» **Short task**
Copy all the data exactly, except the pictures.

--------------------------------

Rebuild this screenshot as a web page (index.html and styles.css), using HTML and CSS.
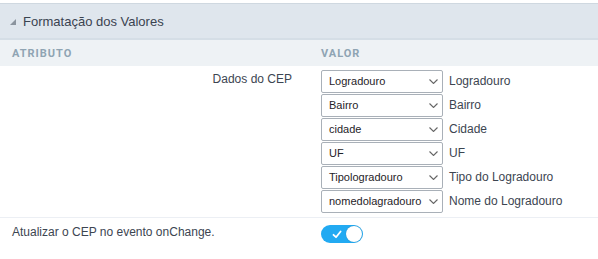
FILE: index.html
```html
<!DOCTYPE html>
<html lang="pt-BR">
  <head>
    <meta charset="UTF-8" />
    <title>Formatação dos Valores</title>
    <link rel="stylesheet" href="styles.css">
  </head>
  <body>
    <div class="panel">
      <div class="panel-title">
        <span class="caret"></span>
        Formatação dos Valores
      </div>
      <div class="cols">
        <div class="col-attr">ATRIBUTO</div>
        <div class="col-val">VALOR</div>
      </div>
      <div class="row">
        <div class="attr attr-right">Dados do CEP</div>
        <div class="val">
          <div class="map">
            <div class="select"><span>Logradouro</span><svg class="chev" width="9" height="5" viewBox="0 0 9 5"><path d="M0.5 0.5 L4.5 4.5 L8.5 0.5" fill="none" stroke="#666" stroke-width="1.1"/></svg></div>
            <span class="map-label">Logradouro</span>
          </div>
          <div class="map">
            <div class="select"><span>Bairro</span><svg class="chev" width="9" height="5" viewBox="0 0 9 5"><path d="M0.5 0.5 L4.5 4.5 L8.5 0.5" fill="none" stroke="#666" stroke-width="1.1"/></svg></div>
            <span class="map-label">Bairro</span>
          </div>
          <div class="map">
            <div class="select"><span>cidade</span><svg class="chev" width="9" height="5" viewBox="0 0 9 5"><path d="M0.5 0.5 L4.5 4.5 L8.5 0.5" fill="none" stroke="#666" stroke-width="1.1"/></svg></div>
            <span class="map-label">Cidade</span>
          </div>
          <div class="map">
            <div class="select"><span>UF</span><svg class="chev" width="9" height="5" viewBox="0 0 9 5"><path d="M0.5 0.5 L4.5 4.5 L8.5 0.5" fill="none" stroke="#666" stroke-width="1.1"/></svg></div>
            <span class="map-label">UF</span>
          </div>
          <div class="map">
            <div class="select"><span>Tipologradouro</span><svg class="chev" width="9" height="5" viewBox="0 0 9 5"><path d="M0.5 0.5 L4.5 4.5 L8.5 0.5" fill="none" stroke="#666" stroke-width="1.1"/></svg></div>
            <span class="map-label">Tipo do Logradouro</span>
          </div>
          <div class="map">
            <div class="select"><span>nomedolagradouro</span><svg class="chev" width="9" height="5" viewBox="0 0 9 5"><path d="M0.5 0.5 L4.5 4.5 L8.5 0.5" fill="none" stroke="#666" stroke-width="1.1"/></svg></div>
            <span class="map-label">Nome do Logradouro</span>
          </div>
        </div>
      </div>
      <div class="row row-line">
        <div class="attr">Atualizar o CEP no evento onChange.</div>
        <div class="val">
          <div class="toggle">
            <svg class="check" width="10" height="9" viewBox="0 0 10 9">
              <path d="M1.5 4.8 L4 7.2 L8.6 1.5" fill="none" stroke="#fff" stroke-width="1.8" stroke-linecap="round" stroke-linejoin="round"/>
            </svg>
            <span class="knob"></span>
          </div>
        </div>
      </div>
    </div>
  </body>
</html>
```

FILE: styles.css
```css
body {
  margin: 0;
  padding-top: 3px;
  font-family: "Liberation Sans", Arial, sans-serif;
  color: #3c4551;
  background: #fff;
}
.panel {
  width: 598px;
}
.panel-title {
  display: flex;
  align-items: center;
  padding-left: 10px;
  background: #dfe6ed;
  border-top: 1px solid #cfd8e0;
  border-bottom: 2px solid #d5dee6;
  font-size: 13px;
  color: #3a4350;
  box-sizing: border-box;
  height: 37px;
}
.caret {
  width: 0;
  height: 0;
  border-left: 6px solid transparent;
  border-bottom: 6px solid #8b949e;
  margin-right: 7px;
  margin-top: 2px;
}
.cols {
  display: flex;
  height: 26px;
  align-items: center;
  background: #eef2f5;
  font-family: Roboto, "Liberation Sans", sans-serif;
  font-size: 11px;
  font-weight: bold;
  letter-spacing: 1px;
  color: #8fa4b3;
}
.col-attr {
  width: 321px;
  padding-left: 12px;
  box-sizing: border-box;
}
.row {
  display: flex;
}
.attr {
  width: 321px;
  padding-left: 12px;
  padding-right: 29px;
  box-sizing: border-box;
  font-size: 12px;
  color: #3c4551;
}
.attr-right {
  text-align: right;
  padding-top: 6px;
}
.val {
  display: flex;
  flex-direction: column;
  padding-top: 3px;
  padding-bottom: 4px;
}
.map {
  display: flex;
  align-items: center;
  height: 24px;
}
.select {
  width: 122px;
  height: 23px;
  box-sizing: border-box;
  border: 1px solid #a9b0b8;
  border-radius: 2px;
  display: flex;
  align-items: center;
  justify-content: space-between;
  padding: 0 4px 0 7px;
  font-size: 11px;
  color: #1f2328;
}
.chev {
  margin-top: 1px;
}
.map-label {
  margin-left: 6px;
  font-size: 12px;
  color: #3c4551;
}
.row-line {
  border-top: 1px solid #eceff4;
  padding-top: 7px;
  align-items: flex-start;
}
.row-line .val {
  padding-top: 0;
}
.toggle {
  width: 42px;
  height: 18px;
  border-radius: 9px;
  background: #22aaf2;
  display: flex;
  align-items: center;
  justify-content: space-between;
  padding: 0 1px 0 11px;
  box-sizing: border-box;
}
.knob {
  width: 16px;
  height: 16px;
  border-radius: 50%;
  background: #fff;
  box-shadow: 0 0 1px rgba(0, 0, 0, 0.3);
}
```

--------------------------------

» **Answer for the task**
Rebuild this screenshot as a web page (index.html and styles.css), using HTML and CSS.
FILE: index.html
```html
<!DOCTYPE html>
<html lang="pt-BR">
  <head>
    <meta charset="UTF-8" />
    <title>Formatação dos Valores</title>
    <link rel="stylesheet" href="styles.css">
  </head>
  <body>
    <div class="panel">
      <div class="panel-title">
        <span class="caret"></span>
        Formatação dos Valores
      </div>
      <div class="cols">
        <div class="col-attr">ATRIBUTO</div>
        <div class="col-val">VALOR</div>
      </div>
      <div class="row">
        <div class="attr attr-right">Dados do CEP</div>
        <div class="val">
          <div class="map">
            <div class="select"><span>Logradouro</span><svg class="chev" width="9" height="5" viewBox="0 0 9 5"><path d="M0.5 0.5 L4.5 4.5 L8.5 0.5" fill="none" stroke="#666" stroke-width="1.1"/></svg></div>
            <span class="map-label">Logradouro</span>
          </div>
          <div class="map">
            <div class="select"><span>Bairro</span><svg class="chev" width="9" height="5" viewBox="0 0 9 5"><path d="M0.5 0.5 L4.5 4.5 L8.5 0.5" fill="none" stroke="#666" stroke-width="1.1"/></svg></div>
            <span class="map-label">Bairro</span>
          </div>
          <div class="map">
            <div class="select"><span>cidade</span><svg class="chev" width="9" height="5" viewBox="0 0 9 5"><path d="M0.5 0.5 L4.5 4.5 L8.5 0.5" fill="none" stroke="#666" stroke-width="1.1"/></svg></div>
            <span class="map-label">Cidade</span>
          </div>
          <div class="map">
            <div class="select"><span>UF</span><svg class="chev" width="9" height="5" viewBox="0 0 9 5"><path d="M0.5 0.5 L4.5 4.5 L8.5 0.5" fill="none" stroke="#666" stroke-width="1.1"/></svg></div>
            <span class="map-label">UF</span>
          </div>
          <div class="map">
            <div class="select"><span>Tipologradouro</span><svg class="chev" width="9" height="5" viewBox="0 0 9 5"><path d="M0.5 0.5 L4.5 4.5 L8.5 0.5" fill="none" stroke="#666" stroke-width="1.1"/></svg></div>
            <span class="map-label">Tipo do Logradouro</span>
          </div>
          <div class="map">
            <div class="select"><span>nomedolagradouro</span><svg class="chev" width="9" height="5" viewBox="0 0 9 5"><path d="M0.5 0.5 L4.5 4.5 L8.5 0.5" fill="none" stroke="#666" stroke-width="1.1"/></svg></div>
            <span class="map-label">Nome do Logradouro</span>
          </div>
        </div>
      </div>
      <div class="row row-line">
        <div class="attr">Atualizar o CEP no evento onChange.</div>
        <div class="val">
          <div class="toggle">
            <svg class="check" width="10" height="9" viewBox="0 0 10 9">
              <path d="M1.5 4.8 L4 7.2 L8.6 1.5" fill="none" stroke="#fff" stroke-width="1.8" stroke-linecap="round" stroke-linejoin="round"/>
            </svg>
            <span class="knob"></span>
          </div>
        </div>
      </div>
    </div>
  </body>
</html>
```

FILE: styles.css
```css
body {
  margin: 0;
  padding-top: 3px;
  font-family: "Liberation Sans", Arial, sans-serif;
  color: #3c4551;
  background: #fff;
}
.panel {
  width: 598px;
}
.panel-title {
  display: flex;
  align-items: center;
  padding-left: 10px;
  background: #dfe6ed;
  border-top: 1px solid #cfd8e0;
  border-bottom: 2px solid #d5dee6;
  font-size: 13px;
  color: #3a4350;
  box-sizing: border-box;
  height: 37px;
}
.caret {
  width: 0;
  height: 0;
  border-left: 6px solid transparent;
  border-bottom: 6px solid #8b949e;
  margin-right: 7px;
  margin-top: 2px;
}
.cols {
  display: flex;
  height: 26px;
  align-items: center;
  background: #eef2f5;
  font-family: Roboto, "Liberation Sans", sans-serif;
  font-size: 11px;
  font-weight: bold;
  letter-spacing: 1px;
  color: #8fa4b3;
}
.col-attr {
  width: 321px;
  padding-left: 12px;
  box-sizing: border-box;
}
.row {
  display: flex;
}
.attr {
  width: 321px;
  padding-left: 12px;
  padding-right: 29px;
  box-sizing: border-box;
  font-size: 12px;
  color: #3c4551;
}
.attr-right {
  text-align: right;
  padding-top: 6px;
}
.val {
  display: flex;
  flex-direction: column;
  padding-top: 3px;
  padding-bottom: 4px;
}
.map {
  display: flex;
  align-items: center;
  height: 24px;
}
.select {
  width: 122px;
  height: 23px;
  box-sizing: border-box;
  border: 1px solid #a9b0b8;
  border-radius: 2px;
  display: flex;
  align-items: center;
  justify-content: space-between;
  padding: 0 4px 0 7px;
  font-size: 11px;
  color: #1f2328;
}
.chev {
  margin-top: 1px;
}
.map-label {
  margin-left: 6px;
  font-size: 12px;
  color: #3c4551;
}
.row-line {
  border-top: 1px solid #eceff4;
  padding-top: 7px;
  align-items: flex-start;
}
.row-line .val {
  padding-top: 0;
}
.toggle {
  width: 42px;
  height: 18px;
  border-radius: 9px;
  background: #22aaf2;
  display: flex;
  align-items: center;
  justify-content: space-between;
  padding: 0 1px 0 11px;
  box-sizing: border-box;
}
.knob {
  width: 16px;
  height: 16px;
  border-radius: 50%;
  background: #fff;
  box-shadow: 0 0 1px rgba(0, 0, 0, 0.3);
}
```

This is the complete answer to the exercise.